Beyond curl: A Senior Engineer’s No-BS Guide to Web Scraping Tools
I still remember the pager alert. 3 AM. A critical partner API we relied on for inventory data was throwing 503s. After a frantic half-hour of digging, we found the cause: a junior dev’s “harmless” Python script, running in a cron job on an old EC2 instance, was hammering their non-public product availability endpoint a few hundred times a minute. We got our entire IP block banned. It was an embarrassing phone call to make. That’s when I learned that web scraping isn’t just a coding challenge; it’s an operational one. You’re not just pulling data, you’re interacting with someone else’s infrastructure, and you need to be smart about it.

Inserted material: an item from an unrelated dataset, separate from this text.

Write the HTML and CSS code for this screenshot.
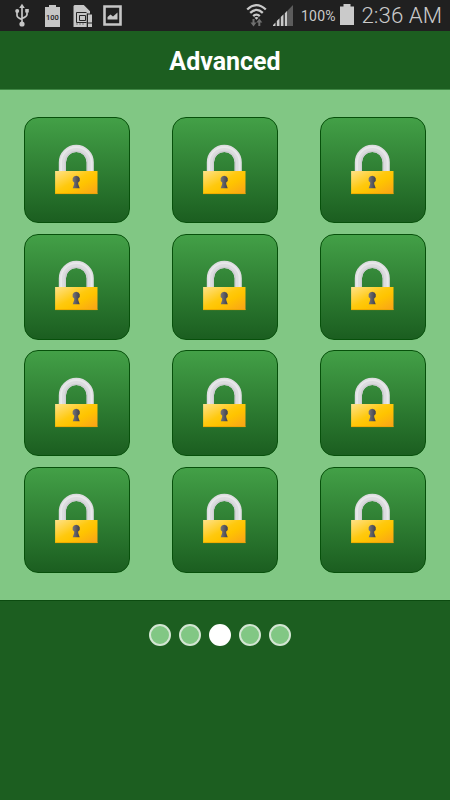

The “Why”: More Than Just Grabbing HTML
So you saw a Reddit thread asking for scraping tools and thought, “Easy, I’ll just use `requests`.” Five years ago, you might have been right. Today, the web is a different beast. The core problem isn’t just getting the HTML anymore; it’s dealing with what happens *after* the page loads.
- JavaScript Rendering: Many modern sites are just empty HTML shells. The real content is loaded and rendered by JavaScript after the initial page load. A simple HTTP GET request won’t see any of it.
- Rate Limiting & IP Bans: Services like Cloudflare are incredibly good at detecting non-human traffic. Make too many requests too quickly from a single IP, and you’re getting blocked, fast.
- CAPTCHAs and Bot Detection: The new front line. You’re not just fighting simple request limits; you’re fighting sophisticated systems designed to tell you and a real user apart.
- Constantly Changing Structures: That perfect CSS selector you found for the product price? The front-end team just pushed a new release, and now your scraper is broken.
Choosing the right tool is about matching your firepower to the target’s defenses.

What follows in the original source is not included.